I will share three recollectons with you.
The first occured when I was travelling in 1971, as technical secretary
with the Commission on Mining and the Environment, (Max, Professor Lord
Zuckerman, Sir Jack Longland, Professor Kidson and Sir Frederick Warner)
in a small Gulfstream jet en route to view Wheal Jane tin mine in
Cornwall. Max, in his enthusiasm for pointing out landmarks he had
visited on the ground, kept calling the rest of the party to peer out of
the windows first on one side then the other. The plane started
zigzagging and the co-pilot came scurrying through to say the captain
was having difficulty maintaining a straight line. Would all members
kindly resume their seats and fasten their seatbelts. It is the only
occasion on which I ever saw Max looking slightly chastened.
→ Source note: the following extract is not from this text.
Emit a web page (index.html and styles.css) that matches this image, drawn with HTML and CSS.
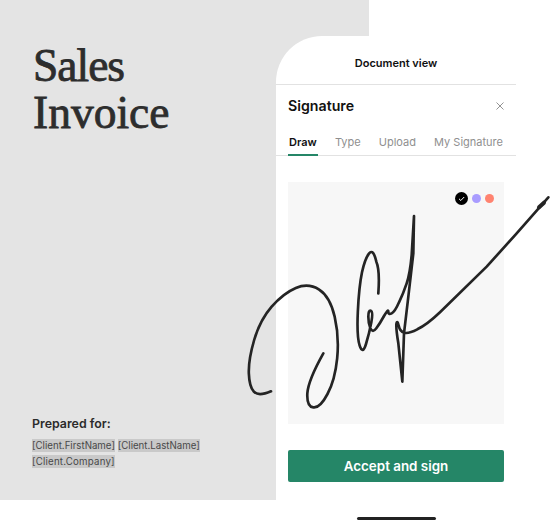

My second memory is of a visit to Stoke on Trent in the 1970's when we
were inspecting the progress of a recent LUC tree planting programme on
reclaimed slag heaps. I asked Max how he thought the trees were getting
on. His answer was that there had been Oak trees in Stoke 3000 years
ago and there would be Oak trees again in 500 years time, so progress
over 2 or 3 years was hardly of significance. ( I am pleased to say the
trees are now over 8 metres high).
I realised then how Max thought in centuries rather than years, like the
rest of us, and always had a geological timescale in mind.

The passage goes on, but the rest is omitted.